__EXERCISE__. The answer is a single number: how many lines hold the string "TypeScript".

_ _ _ _

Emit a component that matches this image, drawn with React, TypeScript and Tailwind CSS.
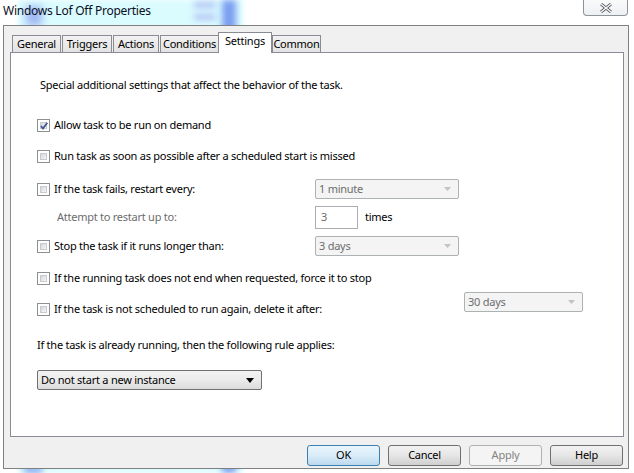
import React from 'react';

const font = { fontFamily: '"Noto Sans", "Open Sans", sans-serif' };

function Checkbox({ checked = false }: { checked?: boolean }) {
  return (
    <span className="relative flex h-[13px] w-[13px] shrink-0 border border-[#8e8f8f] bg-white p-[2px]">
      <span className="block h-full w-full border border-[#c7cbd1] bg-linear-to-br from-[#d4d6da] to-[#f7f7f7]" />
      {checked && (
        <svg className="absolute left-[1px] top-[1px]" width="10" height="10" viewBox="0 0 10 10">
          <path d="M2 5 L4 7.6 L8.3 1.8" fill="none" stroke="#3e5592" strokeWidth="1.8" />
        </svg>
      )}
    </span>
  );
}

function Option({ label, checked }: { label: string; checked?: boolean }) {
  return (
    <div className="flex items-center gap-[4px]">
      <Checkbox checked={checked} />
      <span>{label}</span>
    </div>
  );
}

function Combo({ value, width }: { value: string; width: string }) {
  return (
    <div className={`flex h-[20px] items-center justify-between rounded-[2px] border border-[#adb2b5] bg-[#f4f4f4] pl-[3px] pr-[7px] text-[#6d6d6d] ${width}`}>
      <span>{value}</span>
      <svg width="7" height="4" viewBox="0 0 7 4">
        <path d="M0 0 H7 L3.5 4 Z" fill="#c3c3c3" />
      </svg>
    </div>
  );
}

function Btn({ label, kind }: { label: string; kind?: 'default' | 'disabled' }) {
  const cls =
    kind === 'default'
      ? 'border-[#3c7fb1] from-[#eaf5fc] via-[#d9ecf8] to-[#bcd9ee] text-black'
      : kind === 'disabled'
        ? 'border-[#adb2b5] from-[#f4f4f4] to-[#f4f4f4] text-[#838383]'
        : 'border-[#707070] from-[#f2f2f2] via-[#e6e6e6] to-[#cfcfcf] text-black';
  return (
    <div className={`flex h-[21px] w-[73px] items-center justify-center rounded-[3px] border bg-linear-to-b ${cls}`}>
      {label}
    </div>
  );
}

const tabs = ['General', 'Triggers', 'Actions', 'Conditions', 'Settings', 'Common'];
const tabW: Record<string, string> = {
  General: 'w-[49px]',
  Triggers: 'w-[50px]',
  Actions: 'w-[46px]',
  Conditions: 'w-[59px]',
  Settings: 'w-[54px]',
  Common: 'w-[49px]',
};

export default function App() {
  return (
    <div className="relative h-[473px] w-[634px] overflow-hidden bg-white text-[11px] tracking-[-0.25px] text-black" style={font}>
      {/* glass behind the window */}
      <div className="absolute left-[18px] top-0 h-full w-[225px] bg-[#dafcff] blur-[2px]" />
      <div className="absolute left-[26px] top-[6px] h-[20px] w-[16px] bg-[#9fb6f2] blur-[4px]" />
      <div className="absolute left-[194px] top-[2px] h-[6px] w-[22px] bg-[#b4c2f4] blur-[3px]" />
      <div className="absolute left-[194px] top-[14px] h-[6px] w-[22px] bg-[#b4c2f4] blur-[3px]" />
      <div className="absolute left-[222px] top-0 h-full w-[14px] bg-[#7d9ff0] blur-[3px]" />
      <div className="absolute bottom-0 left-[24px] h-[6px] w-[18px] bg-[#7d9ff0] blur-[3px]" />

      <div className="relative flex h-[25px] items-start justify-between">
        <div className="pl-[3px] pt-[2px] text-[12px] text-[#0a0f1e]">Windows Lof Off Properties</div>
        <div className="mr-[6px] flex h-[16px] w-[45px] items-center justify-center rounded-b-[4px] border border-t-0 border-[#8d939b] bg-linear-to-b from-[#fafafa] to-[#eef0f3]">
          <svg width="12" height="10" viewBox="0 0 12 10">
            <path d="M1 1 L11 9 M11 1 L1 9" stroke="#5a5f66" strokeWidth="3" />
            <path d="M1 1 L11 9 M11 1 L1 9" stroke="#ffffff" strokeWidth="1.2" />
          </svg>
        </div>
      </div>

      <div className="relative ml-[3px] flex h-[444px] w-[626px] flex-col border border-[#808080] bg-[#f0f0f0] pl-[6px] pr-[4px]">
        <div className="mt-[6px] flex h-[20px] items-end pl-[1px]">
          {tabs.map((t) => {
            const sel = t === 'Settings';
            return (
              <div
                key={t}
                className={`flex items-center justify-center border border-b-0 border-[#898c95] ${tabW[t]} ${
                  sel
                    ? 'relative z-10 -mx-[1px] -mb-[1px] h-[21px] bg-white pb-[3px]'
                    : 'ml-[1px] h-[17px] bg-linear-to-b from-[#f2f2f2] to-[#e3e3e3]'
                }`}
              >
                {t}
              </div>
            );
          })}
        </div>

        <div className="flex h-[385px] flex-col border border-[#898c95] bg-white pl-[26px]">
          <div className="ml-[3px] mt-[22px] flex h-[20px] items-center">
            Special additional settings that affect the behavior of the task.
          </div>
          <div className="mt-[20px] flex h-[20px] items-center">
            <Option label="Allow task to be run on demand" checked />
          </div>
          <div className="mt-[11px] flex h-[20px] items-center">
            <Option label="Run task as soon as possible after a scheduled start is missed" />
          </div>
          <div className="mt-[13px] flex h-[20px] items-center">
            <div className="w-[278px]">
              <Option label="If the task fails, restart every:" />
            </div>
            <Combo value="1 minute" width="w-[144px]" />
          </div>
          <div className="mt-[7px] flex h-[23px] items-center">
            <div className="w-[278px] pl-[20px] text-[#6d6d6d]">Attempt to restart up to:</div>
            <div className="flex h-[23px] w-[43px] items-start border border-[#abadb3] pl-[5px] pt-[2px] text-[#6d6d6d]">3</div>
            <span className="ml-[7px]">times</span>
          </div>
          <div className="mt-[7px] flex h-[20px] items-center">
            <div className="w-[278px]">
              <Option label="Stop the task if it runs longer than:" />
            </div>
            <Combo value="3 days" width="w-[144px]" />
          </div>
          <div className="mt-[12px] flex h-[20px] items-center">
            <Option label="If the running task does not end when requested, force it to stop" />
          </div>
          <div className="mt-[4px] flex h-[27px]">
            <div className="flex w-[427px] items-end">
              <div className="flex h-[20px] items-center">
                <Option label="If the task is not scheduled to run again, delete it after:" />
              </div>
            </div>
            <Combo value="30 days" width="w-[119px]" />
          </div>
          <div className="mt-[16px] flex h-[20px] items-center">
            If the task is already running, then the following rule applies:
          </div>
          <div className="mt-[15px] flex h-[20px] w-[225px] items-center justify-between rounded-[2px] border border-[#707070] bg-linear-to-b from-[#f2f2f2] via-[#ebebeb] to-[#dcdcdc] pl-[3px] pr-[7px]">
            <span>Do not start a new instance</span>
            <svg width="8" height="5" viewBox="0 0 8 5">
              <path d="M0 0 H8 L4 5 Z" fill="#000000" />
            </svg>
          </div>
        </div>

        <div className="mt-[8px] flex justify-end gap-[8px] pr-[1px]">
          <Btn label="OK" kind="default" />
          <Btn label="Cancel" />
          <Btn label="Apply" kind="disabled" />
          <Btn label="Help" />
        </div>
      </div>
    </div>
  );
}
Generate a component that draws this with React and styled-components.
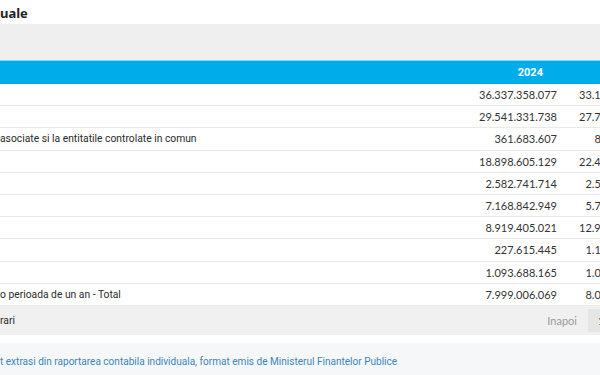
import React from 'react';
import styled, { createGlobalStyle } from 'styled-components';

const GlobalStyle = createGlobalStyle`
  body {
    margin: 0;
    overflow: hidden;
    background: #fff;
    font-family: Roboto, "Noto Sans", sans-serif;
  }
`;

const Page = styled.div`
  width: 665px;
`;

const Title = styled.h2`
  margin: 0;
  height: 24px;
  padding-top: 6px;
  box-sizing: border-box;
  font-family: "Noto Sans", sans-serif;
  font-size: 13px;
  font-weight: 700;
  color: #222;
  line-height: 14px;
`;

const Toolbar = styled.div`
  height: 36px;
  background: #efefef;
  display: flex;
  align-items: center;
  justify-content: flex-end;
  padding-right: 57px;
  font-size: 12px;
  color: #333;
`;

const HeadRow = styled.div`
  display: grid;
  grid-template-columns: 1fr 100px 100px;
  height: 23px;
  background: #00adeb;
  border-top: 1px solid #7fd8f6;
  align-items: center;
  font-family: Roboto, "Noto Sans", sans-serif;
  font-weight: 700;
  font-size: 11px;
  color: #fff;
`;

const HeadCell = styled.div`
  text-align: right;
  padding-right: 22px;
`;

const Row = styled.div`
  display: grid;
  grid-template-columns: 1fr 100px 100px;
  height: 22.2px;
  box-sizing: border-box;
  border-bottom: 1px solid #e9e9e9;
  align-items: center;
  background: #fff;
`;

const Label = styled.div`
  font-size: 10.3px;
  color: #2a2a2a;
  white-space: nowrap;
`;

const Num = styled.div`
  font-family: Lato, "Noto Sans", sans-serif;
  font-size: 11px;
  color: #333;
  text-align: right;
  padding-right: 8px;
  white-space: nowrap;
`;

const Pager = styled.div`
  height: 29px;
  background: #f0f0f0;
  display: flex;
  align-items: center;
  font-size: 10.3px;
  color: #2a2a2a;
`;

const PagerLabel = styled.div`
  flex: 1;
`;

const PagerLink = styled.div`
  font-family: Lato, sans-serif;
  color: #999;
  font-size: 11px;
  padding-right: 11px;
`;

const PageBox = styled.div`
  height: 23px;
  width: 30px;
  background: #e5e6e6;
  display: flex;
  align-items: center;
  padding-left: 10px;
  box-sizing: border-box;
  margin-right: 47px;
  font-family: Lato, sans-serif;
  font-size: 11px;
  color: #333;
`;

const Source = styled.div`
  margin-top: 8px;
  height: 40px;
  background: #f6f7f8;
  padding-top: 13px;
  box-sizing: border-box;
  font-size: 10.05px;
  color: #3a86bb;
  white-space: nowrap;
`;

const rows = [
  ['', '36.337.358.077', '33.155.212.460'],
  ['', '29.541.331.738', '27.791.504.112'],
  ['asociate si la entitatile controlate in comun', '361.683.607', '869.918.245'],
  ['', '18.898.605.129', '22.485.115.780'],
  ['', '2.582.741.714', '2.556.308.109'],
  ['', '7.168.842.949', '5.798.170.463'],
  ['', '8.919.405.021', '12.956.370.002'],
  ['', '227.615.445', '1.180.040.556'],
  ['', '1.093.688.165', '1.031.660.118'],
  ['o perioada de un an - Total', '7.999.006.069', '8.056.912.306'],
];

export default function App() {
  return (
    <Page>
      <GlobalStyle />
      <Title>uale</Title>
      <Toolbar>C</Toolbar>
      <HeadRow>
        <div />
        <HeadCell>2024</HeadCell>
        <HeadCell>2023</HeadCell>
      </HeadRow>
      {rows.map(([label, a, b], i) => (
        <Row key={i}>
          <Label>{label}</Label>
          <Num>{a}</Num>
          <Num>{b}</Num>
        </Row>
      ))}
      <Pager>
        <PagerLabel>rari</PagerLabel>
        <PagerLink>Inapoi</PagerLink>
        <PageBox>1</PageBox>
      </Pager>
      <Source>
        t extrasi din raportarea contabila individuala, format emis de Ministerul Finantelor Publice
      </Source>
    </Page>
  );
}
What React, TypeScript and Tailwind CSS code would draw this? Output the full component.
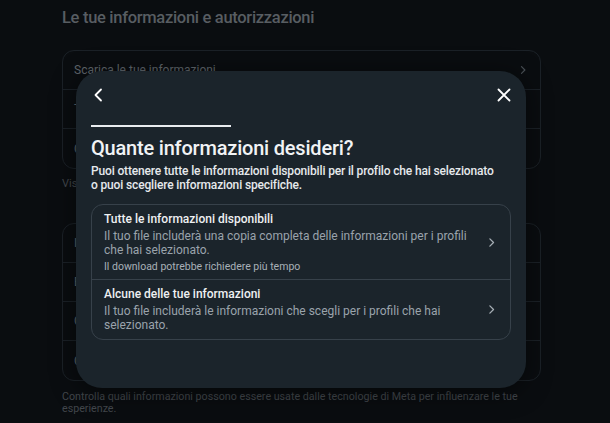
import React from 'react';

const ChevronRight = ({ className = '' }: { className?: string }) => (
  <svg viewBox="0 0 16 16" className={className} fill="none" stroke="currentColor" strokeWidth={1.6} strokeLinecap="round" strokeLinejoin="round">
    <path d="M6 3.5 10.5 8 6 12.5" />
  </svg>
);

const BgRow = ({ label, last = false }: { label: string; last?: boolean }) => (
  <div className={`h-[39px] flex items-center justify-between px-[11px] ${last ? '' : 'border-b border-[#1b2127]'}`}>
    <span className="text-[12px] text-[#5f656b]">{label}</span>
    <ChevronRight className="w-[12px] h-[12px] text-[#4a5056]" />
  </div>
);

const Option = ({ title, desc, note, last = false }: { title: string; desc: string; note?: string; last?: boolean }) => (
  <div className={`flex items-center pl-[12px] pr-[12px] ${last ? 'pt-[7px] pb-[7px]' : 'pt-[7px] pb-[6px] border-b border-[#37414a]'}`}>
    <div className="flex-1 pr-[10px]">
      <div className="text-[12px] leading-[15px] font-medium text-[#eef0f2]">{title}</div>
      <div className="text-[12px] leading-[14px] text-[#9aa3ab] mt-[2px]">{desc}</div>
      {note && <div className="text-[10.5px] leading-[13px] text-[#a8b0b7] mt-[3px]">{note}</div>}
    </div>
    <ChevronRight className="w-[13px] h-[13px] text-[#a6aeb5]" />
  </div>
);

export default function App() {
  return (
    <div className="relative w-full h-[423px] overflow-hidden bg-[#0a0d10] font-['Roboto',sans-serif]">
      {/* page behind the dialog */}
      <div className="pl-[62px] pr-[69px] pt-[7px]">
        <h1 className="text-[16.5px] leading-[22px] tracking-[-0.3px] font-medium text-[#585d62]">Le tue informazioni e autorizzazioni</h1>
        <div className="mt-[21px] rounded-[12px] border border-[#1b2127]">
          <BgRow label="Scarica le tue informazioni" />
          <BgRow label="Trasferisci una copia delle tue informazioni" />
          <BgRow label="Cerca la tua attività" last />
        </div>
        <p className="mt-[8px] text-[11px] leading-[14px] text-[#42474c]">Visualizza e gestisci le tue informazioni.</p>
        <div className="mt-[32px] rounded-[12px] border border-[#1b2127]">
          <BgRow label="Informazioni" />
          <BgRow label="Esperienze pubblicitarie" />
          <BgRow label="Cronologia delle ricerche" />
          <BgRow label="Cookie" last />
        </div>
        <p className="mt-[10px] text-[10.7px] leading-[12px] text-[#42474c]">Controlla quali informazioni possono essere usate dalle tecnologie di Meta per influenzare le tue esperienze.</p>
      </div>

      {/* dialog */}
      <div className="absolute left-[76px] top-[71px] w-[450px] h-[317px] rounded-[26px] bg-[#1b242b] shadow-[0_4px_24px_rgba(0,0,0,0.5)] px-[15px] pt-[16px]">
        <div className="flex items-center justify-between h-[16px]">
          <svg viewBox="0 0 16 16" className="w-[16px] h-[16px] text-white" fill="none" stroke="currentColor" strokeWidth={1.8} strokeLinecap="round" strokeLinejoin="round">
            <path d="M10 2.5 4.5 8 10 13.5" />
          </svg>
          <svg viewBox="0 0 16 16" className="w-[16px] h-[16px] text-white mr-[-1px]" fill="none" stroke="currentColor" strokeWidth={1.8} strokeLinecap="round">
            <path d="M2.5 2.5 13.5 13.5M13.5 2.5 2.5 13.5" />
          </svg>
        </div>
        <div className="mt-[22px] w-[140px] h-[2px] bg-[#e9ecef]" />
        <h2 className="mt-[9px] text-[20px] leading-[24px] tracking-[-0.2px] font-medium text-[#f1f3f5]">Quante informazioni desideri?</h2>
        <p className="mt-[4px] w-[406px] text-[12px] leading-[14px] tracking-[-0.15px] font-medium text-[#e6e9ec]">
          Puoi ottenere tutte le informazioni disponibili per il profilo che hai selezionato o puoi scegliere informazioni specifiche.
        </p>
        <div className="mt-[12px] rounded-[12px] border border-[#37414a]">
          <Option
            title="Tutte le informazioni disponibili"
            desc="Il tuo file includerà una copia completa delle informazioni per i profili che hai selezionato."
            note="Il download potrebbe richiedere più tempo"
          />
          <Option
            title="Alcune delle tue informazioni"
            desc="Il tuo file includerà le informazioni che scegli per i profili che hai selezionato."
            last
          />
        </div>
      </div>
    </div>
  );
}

_ _ _ _

__TASK SOLUTION__. 2